The catchment of the river Teifi at Glanteifi from a wetter, cloudy, and windy region south-west Wales where the values of potential evapotranspiration are low relative to rainfall [70]. The winter months are wetter than the warm summer months. The monthly rainfall pattern increases from August, to peak in November–December, to January, then the pattern begins falling from February. The outlet of the basin is 893.6 km² and the river gauge at 5.2 m AOD (mean above ordnance datum). The primary river flow data measuring authority is Natural Resources Wales. The catchment has minor flow abstractions due to upland reservoirs and negligible agricultural demands. Therefore, the flow regime is natural. The factor affecting runoff are (i) reservoirs, and (ii) public water supply. The major portions of the catchment land cover are grassland (79%), woodland (12%), horticulture (4.74%), mountain (1.80%) and urban extent (2.83%). Catchment is mainly impermeable Ordovician and Silurian deposits. Over the land, dairy farming predominates in the south and hill farming in the upper catchment. Some forest with peaty soils on hills and is seasonally wet. The most of the lower areas have soils with permeable substrate.

The catchment of the river Fal at Tregony from dry, sunniest, mild winter, and cool summer region Cornwall country of south-west England where the values of potential evapotranspiration are higher relative to rainfall [70]. The monthly rainfall patterns increase from September to January [30]. The outlet of the basin is 87 km² and the river gauge at 6.9 m AOD. The primary river flow data measuring authority is the Environment Agency. Due to steep topography, the catchment has fast responses to the water events. The runoff coefficient is at a daily time step. The factor affecting runoff are (i) increased by effluent return, and (ii) reduced by industrial/agriculture use. The major portions of the catchment land cover are grassland (41.43%), horticulture (21.52%) with woodland (16.22%), mountain (0.18%) and urban extents (4.98%). The land use is low-grade agriculture and pasturage with some woodland. The catchment has no major changes. The statistics of catchments data is given in Table 2.

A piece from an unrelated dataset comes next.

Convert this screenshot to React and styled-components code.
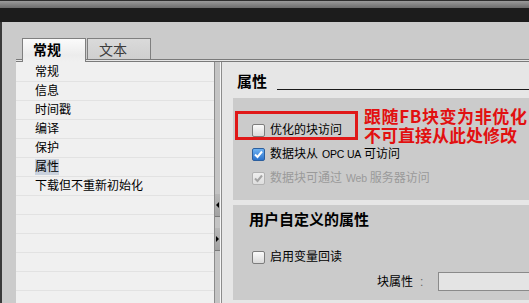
import React from 'react'
import styled, { createGlobalStyle } from 'styled-components'

const GlobalStyle = createGlobalStyle`
  html, body {
    margin: 0;
    padding: 0;
  }
  body {
    width: 529px;
    height: 303px;
    overflow: hidden;
    background: #cbcbcb;
    font-family: "Liberation Sans", "Noto Sans CJK SC", sans-serif;
    font-size: 12px;
    color: #000;
  }
`

const TitleBar = styled.div`
    height: 22px;
    background: linear-gradient(to bottom, #2e2e2e 0, #2e2e2e 1px, #9a9a9a 1px, #6c6c6c 8px, #1c1c1c 8px, #1c1c1c 22px);
`

const Window = styled.div`
    height: 281px;
    display: flex;
    flex-direction: column;
    border-left: 2px solid #3a3a3a;
    padding-left: 14px;
    background: #cbcbcb;
`

const TabRow = styled.div`
    height: 37px;
    flex-shrink: 0;
    display: flex;
    align-items: flex-end;
    gap: 1px;
    padding-left: 6px;
`

const Tab = styled.div`
    box-sizing: border-box;
    width: 64px;
    height: ${p => p.$active ? 24 : 21}px;
    margin-bottom: ${p => p.$active ? -3 : 0}px;
    position: relative;
    z-index: ${p => p.$active ? 2 : 0};
    border: 1px solid #7f7f7f;
    border-bottom: none;
    padding: ${p => p.$active ? '0 0 3px 10px' : '0 0 0 11px'};
    display: flex;
    align-items: center;
    font-size: 14px;
    font-weight: ${p => p.$active ? 'bold' : 'normal'};
    color: ${p => p.$active ? '#000' : '#3c3c3c'};
    background: ${p => p.$active
        ? 'linear-gradient(to bottom, #fbfbfb, #ececec 70%, #f0f0f0)'
        : 'linear-gradient(to bottom, #dadada, #cfcfcf)'};
`

const Frame = styled.div`
    flex: 1;
    display: flex;
    border-top: 3px double #7a7a7a;
    background: #e6e6e6;
    min-height: 0;
`

const ListPanel = styled.div`
    width: 198px;
    flex-shrink: 0;
    background: #f0f0f0;
    padding-top: 1px;
    overflow: hidden;
`

const ListRow = styled.div`
    height: 18px;
    border-bottom: 1px solid #e2e2e2;
    padding-left: 19px;
    display: flex;
    align-items: center;
    line-height: 16px;
`

const Selected = styled.span`
    background: #c9d1dd;
`

const Splitter = styled.div`
    box-sizing: border-box;
    width: 8px;
    flex-shrink: 0;
    border-left: 1px solid #8c8c8c;
    border-right: 1px solid #8c8c8c;
    background: #c4c4c4;
    box-shadow: inset -1px 0 #f6f6f6;
    padding-top: 132px;
    display: flex;
    flex-direction: column;
    gap: 11px;
`

const SplitButton = styled.div`
    height: 22px;
    margin-right: 1px;
    border-bottom: 1px solid #7a7a7a;
    background: linear-gradient(to bottom, #b8b8b8, #a2a2a2);
    display: flex;
    align-items: center;
    padding-left: 1px;
`

const Arrow = styled.span`
    width: 0;
    height: 0;
    border-top: 3px solid transparent;
    border-bottom: 3px solid transparent;
    ${p => p.$dir === 'left'
        ? 'border-right: 3px solid #000;'
        : 'border-left: 3px solid #000;'}
`

const RightPanel = styled.div`
    flex: 1;
    min-width: 0;
    padding-left: 11px;
    display: flex;
    flex-direction: column;
    overflow: hidden;
`

const Header = styled.div`
    box-sizing: border-box;
    height: 36px;
    flex-shrink: 0;
    display: flex;
    align-items: flex-start;
    padding: 10px 0 0 4px;
`

const Title = styled.div`
    font-size: 15px;
    font-weight: bold;
    line-height: 20px;
`

const Rule = styled.div`
    flex: 1;
    height: 1px;
    margin: 17px 0 0 10px;
    background: #1a1a1a;
`

const Group = styled.div`
    box-sizing: border-box;
    position: relative;
    flex-shrink: 0;
    height: ${p => p.$h}px;
    margin-top: ${p => p.$mt || 0}px;
    padding: ${p => p.$pad};
    background: #cbcbcb;
    overflow: hidden;
`

const GroupTitle = styled.div`
    font-size: 15px;
    font-weight: bold;
    line-height: 20px;
    margin-bottom: 15px;
`

const CheckRow = styled.div`
    height: 24px;
    display: flex;
    align-items: center;
    gap: 5px;
    margin-left: ${p => p.$ml || 0}px;
    color: ${p => p.$disabled ? '#9a9a9a' : '#000'};
    line-height: 16px;
    white-space: nowrap;
`

const Label = styled.span`
    display: inline-block;
`

const Box = styled.span`
    box-sizing: border-box;
    width: 13px;
    height: 13px;
    border-radius: 2px;
    display: inline-flex;
    align-items: center;
    justify-content: center;
    border: 1px solid ${p => p.$state === 'checked' ? '#2c5f9e' : p.$state === 'disabled' ? '#b2b2b2' : '#7d7d7d'};
    background: ${p => p.$state === 'checked'
        ? 'linear-gradient(to bottom, #6fb2f2, #2a72cc)'
        : p.$state === 'disabled'
            ? 'linear-gradient(to bottom, #efefef, #dedede)'
            : 'linear-gradient(to bottom, #fafafa, #dadada)'};
`

const Latin = styled.span`
    font-size: 10.5px;
    letter-spacing: -0.2px;
    margin: 0 3px 0 4px;
`

const Callout = styled.div`
    position: absolute;
    left: 2px;
    top: 13px;
    width: 123px;
    height: 29px;
    box-sizing: border-box;
    border: 3px solid #e01818;
`

const Note = styled.div`
    position: absolute;
    left: 131px;
    top: 9px;
    color: #e21010;
    font-family: "Noto Sans CJK SC", sans-serif;
    font-size: 17px;
    font-weight: bold;
    line-height: 18.5px;
    white-space: nowrap;
`

const NoteLine = styled.div`
    letter-spacing: ${p => p.$spread || 0}px;
`

const FieldRow = styled.div`
    height: 19px;
    margin: 3px 0 0 128px;
    display: flex;
    align-items: center;
    line-height: 16px;
    white-space: nowrap;
`

const Colon = styled.span`
    margin-left: 7px;
    color: #6a6a6a;
`

const Input = styled.div`
    box-sizing: border-box;
    flex-shrink: 0;
    width: 120px;
    height: 19px;
    margin-left: 15px;
    border: 1px solid #8a8a8a;
    background: #e4e4e4;
`

function Check({ state }) {
    return (
        <Box $state={state}>
            {state !== 'unchecked' && (
                <svg width="11" height="11" viewBox="0 0 11 11">
                    <path d="M2 5.5 L4.5 8 L9 2.5" fill="none"
                        stroke={state === 'checked' ? '#fff' : '#a4a4a4'}
                        strokeWidth="2" />
                </svg>
            )}
        </Box>
    )
}

const items = ['常规', '信息', '时间戳', '编译', '保护', '属性', '下载但不重新初始化']

export default function App() {
    const rows = [...items, ...Array(6).fill('')]
    return (
        <>
            <GlobalStyle />
            <TitleBar />
            <Window>
                <TabRow>
                    <Tab $active>常规</Tab>
                    <Tab>文本</Tab>
                </TabRow>
                <Frame>
                    <ListPanel>
                        {rows.map((t, i) => (
                            <ListRow key={i}>
                                {t === '属性' ? <Selected>{t}</Selected> : t}
                            </ListRow>
                        ))}
                    </ListPanel>
                    <Splitter>
                        <SplitButton><Arrow $dir="left" /></SplitButton>
                        <SplitButton><Arrow $dir="right" /></SplitButton>
                    </Splitter>
                    <RightPanel>
                        <Header>
                            <Title>属性</Title>
                            <Rule />
                        </Header>
                        <Group $h={102} $pad="20px 0 0 19px">
                            <CheckRow><Check state="unchecked" /><Label>优化的块访问</Label></CheckRow>
                            <CheckRow><Check state="checked" /><Label>数据块从<Latin>OPC UA</Latin>可访问</Label></CheckRow>
                            <CheckRow $disabled><Check state="disabled" /><Label>数据块可通过<Latin>Web</Latin>服务器访问</Label></CheckRow>
                            <Callout />
                            <Note>
                                <NoteLine $spread={0.6}>跟随FB块变为非优化</NoteLine>
                                <NoteLine>不可直接从此处修改</NoteLine>
                            </Note>
                        </Group>
                        <Group $h={95} $mt={5} $pad="5px 0 0 16px">
                            <GroupTitle>用户自定义的属性</GroupTitle>
                            <CheckRow $ml={3}><Check state="unchecked" /><Label>启用变量回读</Label></CheckRow>
                            <FieldRow>
                                块属性<Colon>:</Colon>
                                <Input />
                            </FieldRow>
                        </Group>
                    </RightPanel>
                </Frame>
            </Window>
        </>
    )
}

The daily precipitation (mm per day) dataset was obtained from the center for ecology and hydrology-gridded estimates of areal rainfall (CEH-GEAR) [71,72]) which was interpolated to 1 km from the rain gauge data using the natural neighbor interpolation approach [71]. The uncertainty degree of the associated rainfall value depends on the mean distance to the nearest rain gauge station and the spatial variability of the rainfall. More details about the rainfall data can be found in [71]. Figure 3 shows daily discharge and rainfall data of the two basins.

A partial autocorrelation function (PACF) was used to select the number of preceding days runoff data for number of input features along with a previous day rainfall value. The proposed models predict the next day runoff value.

Furthermore, the highest correlated preceding runoff series and previous day rainfall series are pre-processed using discrete wavelet transform technique. The transformed time series data were used to predict the next day runoff value for both catchments. Further details of selected runoff and rainfall series with wavelet pre-processing are described in the model development section (Section 4).

3.2. Proposed EO-ELM and DNN

This study proposes a new empirical R-R model, called EO-ELM, where EO optimizes ELM learning parameters to find an optimal configuration of ELM for better prediction of runoff values. Here, the concentrations of EO are ELM learning parameters. The root mean square error (RMSE) is considered as objective function for EO. The best equilibrium candidate found by EO is considered as optimal configuration of ELM for prediction tasks.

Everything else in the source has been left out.